Building gem5 for RISC-V

gem5 has some external dependencies which must be installed before the build

# on ubuntu 20.04
sudo apt install build-essential git m4 scons zlib1g zlib1g-dev \
    libprotobuf-dev protobuf-compiler libprotoc-dev libgoogle-perftools-dev \
    python3-dev python3-six python-is-python3 libboost-all-dev pkg-config

More Information on building GEM5 can be found here: https://www.gem5.org/documentation/general_docs/building .
Then the actual build can be executed:

git clone https://github.com/plctlab/plct-gem5.git
cd plct-gem5
# the -j option set the number of parallel jobs for the build
# the actually this option can be tuned to your setting.
scons build/RISCV/gem5.opt -j3  --gold-linker

Execution

As described in the project README.md, execution a program is straightforward: 
${GEM5_DIR}build/RISCV/gem5.opt ${GEM5_DIR}configs/example/riscv_vector_engine.py \
                                --cmd="$program $program_args"

Note

This fork is still under development and some instructions are not supported yet.

References:

Programming with RISC-V Vector extension: how to build and execute a basic RVV test program (emulation/simulation)

Update(s):

- Jan 16th 2022 adding section on Objdump


RISC-V Vector Extension (RVV) has recently been ratified in its version 1.0 (announcement and specification pdf). The 1.0 milestone is key, it means RVV maturity has reached a stable state: numerous commercial and free implementation of the standard are appearing and software developers can now dedicate significant effort to port and develop library on top of RVV without fear of seeing the specification rug being pulled under their feet. In this article we will review how to build a version of the clang compiler compatible with RVV (v0.10) and to develop, build and execute our first RVV program.

Building the compiler

Before building a compiler for RVV with need a basic riscv toolchain. This toolchain will provide the standard library and some basic tools require to build a functioning binary. The toolchain will be installed under ~/RISCV/ (feel free to adapt this directory to your setup).
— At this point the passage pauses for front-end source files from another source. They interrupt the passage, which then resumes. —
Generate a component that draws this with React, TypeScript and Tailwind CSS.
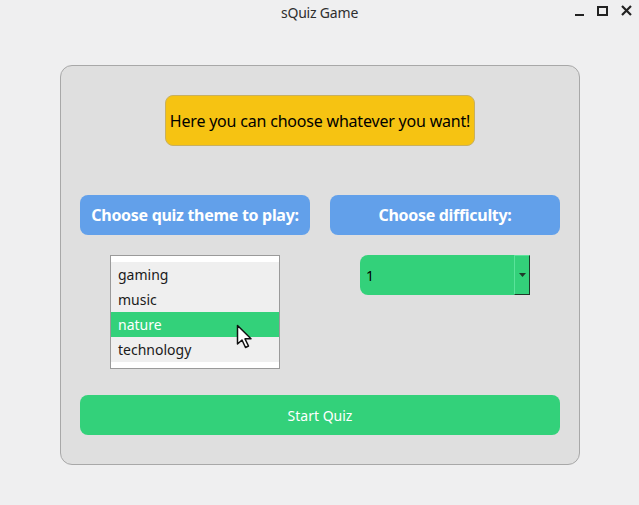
import React, { useState } from 'react';

const themes = ['gaming', 'music', 'nature', 'technology'];

export default function App() {
  const [selected, setSelected] = useState('nature');

  return (
    <div className="w-[639px] h-[505px] bg-[#efeff0] flex flex-col font-['Noto_Sans',sans-serif] text-black overflow-hidden">
      {/* title bar */}
      <div className="relative h-[25px] flex items-center justify-center text-[14px] text-[#2e2e2e]">
        <span className="tracking-[-0.2px]">sQuiz Game</span>
        <div className="absolute right-[7px] top-[5px] flex items-center gap-[13px]">
          <div className="w-[9px] h-[2px] bg-[#222] mt-[8px]" />
          <div className="w-[11px] h-[10px] border-2 border-[#222]" />
          <svg width="11" height="11" viewBox="0 0 11 11">
            <path d="M1 1 L10 10 M10 1 L1 10" stroke="#222" strokeWidth="2.2" />
          </svg>
        </div>
      </div>

      <div className="flex-1 pl-[60px] pt-[40px] pb-[40px]">
        <div className="w-[520px] h-[400px] bg-[#dfdfdf] border border-[#a8a8a8] rounded-[12px] px-[19px] pt-[29px] flex flex-col">
          <div className="flex justify-center">
            <div className="w-[310px] h-[51px] bg-[#f6c312] border border-[#c8b060] rounded-[8px] flex items-center justify-center text-[16px] tracking-[-0.2px]">
              Here you can choose whatever you want!
            </div>
          </div>

          <div className="mt-[49px] grid grid-cols-2 gap-[20px]">
            <div className="h-[40px] bg-[#62a0ea] rounded-[8px] flex items-center justify-center text-white font-bold text-[16px] tracking-[-0.3px]">
              Choose quiz theme to play:
            </div>
            <div className="h-[40px] bg-[#62a0ea] rounded-[8px] flex items-center justify-center text-white font-bold text-[16px] tracking-[-0.3px]">
              Choose difficulty:
            </div>
          </div>

          <div className="mt-[20px] grid grid-cols-2 gap-[20px] h-[114px]">
            <div className="pl-[30px]">
              <div className="relative w-[170px] h-[114px] bg-white border border-[#9a9a9a] py-[6px]">
                {themes.map((t) => (
                  <div
                    key={t}
                    onClick={() => setSelected(t)}
                    className={
                      selected === t
                        ? 'h-[25px] flex items-center px-[7px] text-[14px] bg-[#33d17a] text-white'
                        : 'h-[25px] flex items-center px-[7px] text-[14px] bg-[#efefef] text-[#1a1a1a]'
                    }
                  >
                    {t}
                  </div>
                ))}
                <svg className="absolute left-[125px] top-[68px]" width="18" height="26" viewBox="0 0 18 26">
                  <path
                    d="M1.5 1.5 L1.5 20 L6 16 L9.5 23.5 L12.5 22 L9 14.8 L15 14.8 Z"
                    fill="#fff"
                    stroke="#111"
                    strokeWidth="1.5"
                    strokeLinejoin="round"
                  />
                </svg>
              </div>
            </div>
            <div className="pl-[30px]">
              <div className="w-[170px] h-[40px] bg-[#33d17a] rounded-l-[8px] flex items-center">
                <span className="flex-1 pl-[6px] text-[14px]">1</span>
                <div className="w-[16px] h-[40px] border border-[#5ae39a] border-r-[#1f3a2a] border-b-[#1f3a2a] flex items-center justify-center">
                  <svg width="7" height="4" viewBox="0 0 7 4">
                    <path d="M0 0 L7 0 L3.5 4 Z" fill="#1f3a2a" />
                  </svg>
                </div>
              </div>
            </div>
          </div>

          <button className="mt-[26px] h-[40px] w-full bg-[#33d17a] rounded-[8px] text-white text-[14px]">
            Start Quiz
          </button>
        </div>
      </div>
    </div>
  );
}
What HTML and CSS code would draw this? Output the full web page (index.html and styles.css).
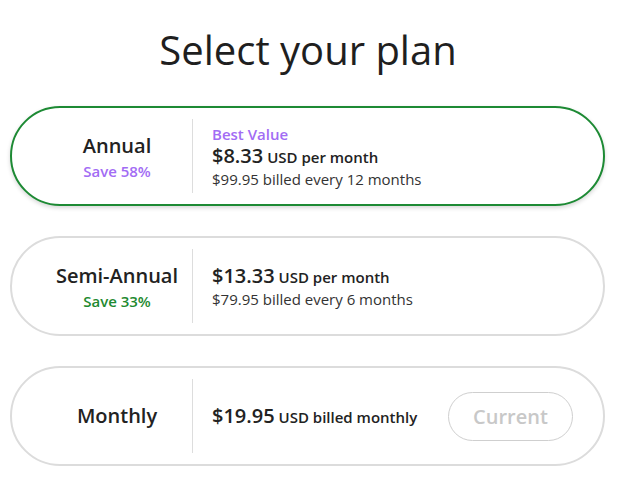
FILE: index.html
```html
<!DOCTYPE html>
<html lang="en">
<head>
<meta charset="utf-8">
<title>Select your plan</title>
<link rel="stylesheet" href="styles.css">
</head>
<body>
<main class="page">
  <h1 class="title">Select your plan</h1>
  <div class="plans">
    <div class="card card-selected">
      <div class="plan-name">
        <div class="name">Annual</div>
        <div class="save save-purple">Save 58%</div>
      </div>
      <div class="divider"></div>
      <div class="plan-info">
        <div class="badge">Best Value</div>
        <div class="price-line"><span class="price">$8.33</span> <span class="unit">USD per month</span></div>
        <div class="billed">$99.95 billed every 12 months</div>
      </div>
    </div>
    <div class="card">
      <div class="plan-name">
        <div class="name">Semi-Annual</div>
        <div class="save save-green">Save 33%</div>
      </div>
      <div class="divider"></div>
      <div class="plan-info">
        <div class="price-line"><span class="price">$13.33</span> <span class="unit">USD per month</span></div>
        <div class="billed">$79.95 billed every 6 months</div>
      </div>
    </div>
    <div class="card">
      <div class="plan-name">
        <div class="name">Monthly</div>
      </div>
      <div class="divider"></div>
      <div class="plan-info">
        <div class="price-line"><span class="price">$19.95</span> <span class="unit">USD billed monthly</span></div>
      </div>
      <button class="current" type="button">Current</button>
    </div>
  </div>
</main>
</body>
</html>
```

FILE: styles.css
```css
* { box-sizing: border-box; }

html, body {
  margin: 0;
  padding: 0;
  background: #ffffff;
}

body {
  font-family: "Open Sans", "Noto Sans", "Liberation Sans", sans-serif;
  color: #222222;
}

.page {
  padding: 23px 15px 0 10px;
}

.title {
  margin: 0 0 29px 0;
  font-size: 40px;
  line-height: 54px;
  font-weight: 400;
  text-align: center;
  color: #1f1f1f;
  padding-left: 1px;
}

.plans {
  display: flex;
  flex-direction: column;
  gap: 30px;
}

.card {
  display: flex;
  align-items: center;
  height: 100px;
  border: 2px solid #dcdcdc;
  border-radius: 50px;
  padding: 0 30px;
  background: #ffffff;
}

.card-selected {
  border-color: #1d8a34;
  box-shadow: 0 2px 4px rgba(0, 0, 0, 0.16);
}

.plan-name {
  width: 150px;
  text-align: center;
}

.name {
  font-size: 20px;
  line-height: 30px;
  font-weight: 600;
  color: #222222;
}

.save {
  font-size: 15px;
  line-height: 21px;
  font-weight: 600;
}

.save-purple { color: #a26cf4; }
.save-green { color: #1e8a30; }

.divider {
  align-self: stretch;
  width: 1px;
  margin: 11px 0;
  background: #dddddd;
}

.plan-info {
  padding-left: 19px;
}

.badge {
  font-size: 15px;
  line-height: 20px;
  font-weight: 600;
  color: #a26cf4;
}

.price-line {
  font-size: 15px;
  line-height: 24px;
  font-weight: 600;
  color: #222222;
}

.price {
  font-size: 20px;
  font-weight: 600;
}

.unit {
  font-size: 15px;
}

.billed {
  font-size: 15px;
  line-height: 20px;
  font-weight: 400;
  color: #333333;
}

.current {
  margin-left: auto;
  width: 125px;
  height: 49px;
  border: 1px solid #cfcfcf;
  border-radius: 25px;
  background: #ffffff;
  font-family: inherit;
  font-size: 20px;
  font-weight: 600;
  color: #c8c8c8;
  padding: 0;
}
```
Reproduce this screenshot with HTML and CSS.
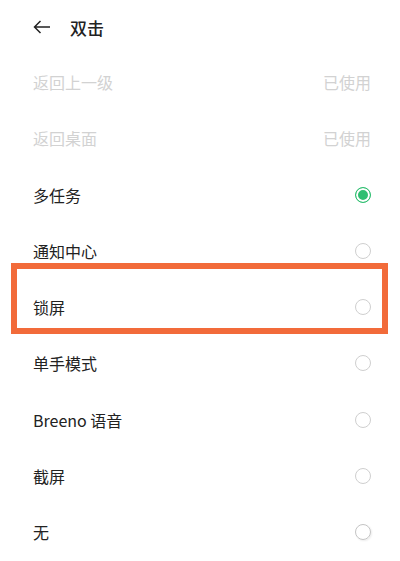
FILE: index.html
```html
<!DOCTYPE html>
<html lang="zh-CN">
<head>
    <meta charset="UTF-8">
    <meta name="viewport" content="width=device-width, initial-scale=1.0">
    <title>双击</title>
    <link rel="stylesheet" href="styles.css">
</head>
<body>

    <!-- Top bar -->
    <div class="header">
        <svg class="back" width="18" height="14" viewBox="0 0 18 14">
            <path d="M17 7H1.5M7.5 1L1.5 7L7.5 13" fill="none" stroke="#222" stroke-width="1.5"/>
        </svg>
        <div class="title">双击</div>
    </div>

    <div class="list">
        <div class="row disabled">
            <div class="label">返回上一级</div>
            <div class="state">已使用</div>
        </div>
        <div class="row disabled">
            <div class="label">返回桌面</div>
            <div class="state">已使用</div>
        </div>
        <div class="row">
            <div class="label">多任务</div>
            <div class="radio checked"></div>
        </div>
        <div class="row">
            <div class="label">通知中心</div>
            <div class="radio"></div>
        </div>
        <div class="row highlight">
            <div class="label">锁屏</div>
            <div class="radio"></div>
            <div class="mark"></div>
        </div>
        <div class="row">
            <div class="label">单手模式</div>
            <div class="radio"></div>
        </div>
        <div class="row">
            <div class="label">Breeno 语音</div>
            <div class="radio"></div>
        </div>
        <div class="row">
            <div class="label">截屏</div>
            <div class="radio"></div>
        </div>
        <div class="row">
            <div class="label">无</div>
            <div class="radio last"></div>
        </div>
    </div>

</body>
</html>
```

FILE: styles.css
```css
body {
    margin: 0;
    background-color: #ffffff;
    font-family: "Noto Sans CJK SC", "Noto Sans", sans-serif;
    color: #222222;
    overflow: hidden;
}
.header {
    display: flex;
    align-items: center;
    height: 54px;
    padding-left: 33px;
}
.back {
    margin-right: 19px;
}
.title {
    font-size: 17px;
    font-weight: 500;
}
.row {
    position: relative;
    display: flex;
    align-items: center;
    justify-content: space-between;
    height: 56.25px;
    padding: 0 29px 0 33px;
    font-size: 16px;
}
.disabled {
    color: #d2d2d2;
}
.radio {
    width: 14px;
    height: 14px;
    border: 1.5px solid #cfcfcf;
    border-radius: 50%;
}
.radio.checked {
    border-color: #2fbf71;
    background-color: #2fbf71;
    box-shadow: inset 0 0 0 2px #ffffff;
}
.radio.last {
    border-color: #c4c4c4;
    box-shadow: 1px 1px 2px rgba(0, 0, 0, 0.08);
}
.mark {
    position: absolute;
    top: -16px;
    bottom: 1px;
    left: 11px;
    right: 12px;
    border: 6px solid #f26b3a;
    pointer-events: none;
}
```
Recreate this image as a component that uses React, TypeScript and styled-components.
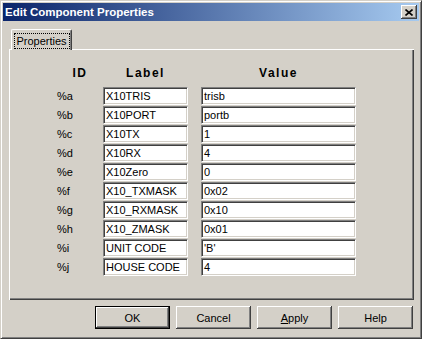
import React from "react";
import styled, { createGlobalStyle, css } from "styled-components";

const Global = createGlobalStyle`
  html, body { margin: 0; padding: 0; background: #d4d0c8; }
  body { font-family: "Liberation Sans", Arial, sans-serif; font-size: 11px; color: #000; }
  * { box-sizing: border-box; }
`;

const Window = styled.div`
  width: 422px;
  height: 339px;
  display: flex;
  flex-direction: column;
  background: #d4d0c8;
  border: 1px solid;
  border-color: #d4d0c8 #404040 #404040 #d4d0c8;
  box-shadow: inset 1px 1px #ffffff, inset -1px -1px #808080;
  padding: 2px;
`;

const TitleBar = styled.div`
  height: 18px;
  flex: none;
  display: flex;
  align-items: center;
  justify-content: space-between;
  padding: 0 2px 0 2px;
  background: linear-gradient(to right, #0a246a, #a6caf0);
`;

const Title = styled.span`
  color: #fff;
  font-weight: bold;
  font-size: 11.5px;
  line-height: 18px;
  white-space: nowrap;
`;

const CloseButton = styled.div`
  width: 16px;
  height: 14px;
  display: flex;
  align-items: center;
  justify-content: center;
  background: #d4d0c8;
  box-shadow: inset -1px -1px #404040, inset 1px 1px #ffffff, inset -2px -2px #808080;
`;

const Body = styled.div`
  flex: 1;
  display: flex;
  flex-direction: column;
  padding: 8px 5px 7px 6px;
`;

const TabStrip = styled.div`
  display: flex;
  height: 20px;
  padding-left: 2px;
`;

const Tab = styled.div`
  position: relative;
  z-index: 1;
  width: 61px;
  height: 21px;
  margin-bottom: -1px;
  display: flex;
  align-items: flex-start;
  justify-content: center;
  padding-top: 3px;
  background: #d4d0c8;
  border-top: 1px solid #fff;
  border-left: 1px solid #fff;
  border-right: 1px solid #404040;
  border-radius: 2px 2px 0 0;
  box-shadow: inset -1px 0 #808080;
`;

const FocusRect = styled.span`
  display: block;
  width: 56px;
  height: 16px;
  border: 1px dotted #000;
  text-align: center;
  line-height: 14px;
  font-size: 11px;
`;

const Panel = styled.div`
  flex: 1;
  background: #d4d0c8;
  box-shadow: inset 1px 1px #ffffff, inset -1px -1px #404040, inset -2px -2px #808080;
  padding: 17px 0 0 48px;
`;

const Grid = styled.div`
  display: grid;
  grid-template-columns: 46px 98px 155px;
  grid-template-rows: 20px repeat(10, 18px);
  row-gap: 1px;
`;

const Header = styled.div<{ $width?: number }>`
  font-weight: bold;
  font-size: 12px;
  letter-spacing: 1.5px;
  line-height: 14px;
  text-align: center;
  width: ${(p) => (p.$width ? `${p.$width}px` : "auto")};
`;

const IdCell = styled.div`
  display: flex;
  align-items: center;
  font-size: 11px;
  color: #000;
`;

const Field = styled.div<{ $width: number }>`
  width: ${(p) => p.$width}px;
  height: 18px;
  background: #fff;
  border: 1px solid;
  border-color: #808080 #ffffff #ffffff #808080;
  box-shadow: inset 1px 1px #404040, inset -1px -1px #d4d0c8;
  padding: 1px 0 0 2px;
  font-size: 11px;
  line-height: 14px;
  white-space: nowrap;
  overflow: hidden;
`;

const ButtonRow = styled.div`
  display: flex;
  justify-content: flex-end;
  gap: 6px;
  margin-top: 6px;
  padding-right: 1px;
`;

const Button = styled.div<{ $default?: boolean }>`
  width: 75px;
  height: 23px;
  display: flex;
  align-items: center;
  justify-content: center;
  font-size: 11px;
  background: #d4d0c8;
  box-shadow: inset -1px -1px #404040, inset 1px 1px #ffffff, inset -2px -2px #808080;
  ${(p) =>
    p.$default &&
    css`
      border: 1px solid #000;
    `}
`;

const Mnemonic = styled.span`
  text-decoration: underline;
`;

const rows: [string, string, string][] = [
  ["%a", "X10TRIS", "trisb"],
  ["%b", "X10PORT", "portb"],
  ["%c", "X10TX", "1"],
  ["%d", "X10RX", "4"],
  ["%e", "X10Zero", "0"],
  ["%f", "X10_TXMASK", "0x02"],
  ["%g", "X10_RXMASK", "0x10"],
  ["%h", "X10_ZMASK", "0x01"],
  ["%i", "UNIT CODE", "'B'"],
  ["%j", "HOUSE CODE", "4"],
];

export default function App() {
  return (
    <>
      <Global />
      <Window>
        <TitleBar>
          <Title>Edit Component Properties</Title>
          <CloseButton>
            <svg width="8" height="7" viewBox="0 0 8 7">
              <path d="M0.5 0.5 L7.5 6.5 M7.5 0.5 L0.5 6.5" stroke="#000" strokeWidth="1.6" fill="none" />
            </svg>
          </CloseButton>
        </TitleBar>
        <Body>
          <TabStrip>
            <Tab>
              <FocusRect>Properties</FocusRect>
            </Tab>
          </TabStrip>
          <Panel>
            <Grid>
              <Header>ID</Header>
              <Header $width={85}>Label</Header>
              <Header>Value</Header>
              {rows.map(([id, label, value]) => (
                <React.Fragment key={id}>
                  <IdCell>{id}</IdCell>
                  <Field $width={85}>{label}</Field>
                  <Field $width={155}>{value}</Field>
                </React.Fragment>
              ))}
            </Grid>
          </Panel>
          <ButtonRow>
            <Button $default>OK</Button>
            <Button>Cancel</Button>
            <Button>
              <span>
                <Mnemonic>A</Mnemonic>pply
              </span>
            </Button>
            <Button>Help</Button>
          </ButtonRow>
        </Body>
      </Window>
    </>
  );
}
# update to the your intended install directory
export RISCV=~/RISCV-TOOLS/

# downloading basic riscv gnu toolchain, providing:
# - runtime environement for riscv64-unknown-elf (libc, ...)
# - spike simulator
git clone https://github.com/riscv-collab/riscv-gnu-toolchain
./configure --prefix=$RISCV
make -j3

Compiling for RVV requires a recent version of clang (this was tested with clang 14).

# downloading llvm-project source from github
git clone https://github.com/llvm/llvm-project.git
cd llvm-project
# configuring build to build llvm and clang in Release mode
# using ninja
# and to use gold as the linker (less RAM required)
# limiting targets to RISCV, and using riscv-gnu-toolchian
# as basis for sysroot
cmake -G Ninja -DLLVM_ENABLE_PROJECTS="clang;lld;" \
      -DCMAKE_BUILD_TYPE=Release \
      -DDEFAULT_SYSROOT="$RISCV/riscv64-unknown-elf/" \
      -DGCC_INSTALL_PREFIX="$RISCV" \
      -S llvm -B build-riscv/ -DLLVM_TARGETS_TO_BUILD="RISCV"
# building clang/llvm using 4 jobs (can be tuned to your machine)
cmake --build build/ -j4


Building clang/llvm require a large amount of RAM (8GB seems to be the bare minimum, 16GB is best) and will consume a lot of disk space. Those requirements can be reduced by selecting Release build type (rather than the default Debug) and by using gold linker.

This process will generate clang binary in llvm-project/build/bin/clang .

More information on how to download and build clang/llvm can be found on the project github page.
Development.

The easiest way to develop software directly is for RVV is to rely on the rvv intrinsics. This project offers intrinsics for most of the instruction of the extension. The documentation is accessible on github and support is appearing in standard compilers (most notably clang/llvm).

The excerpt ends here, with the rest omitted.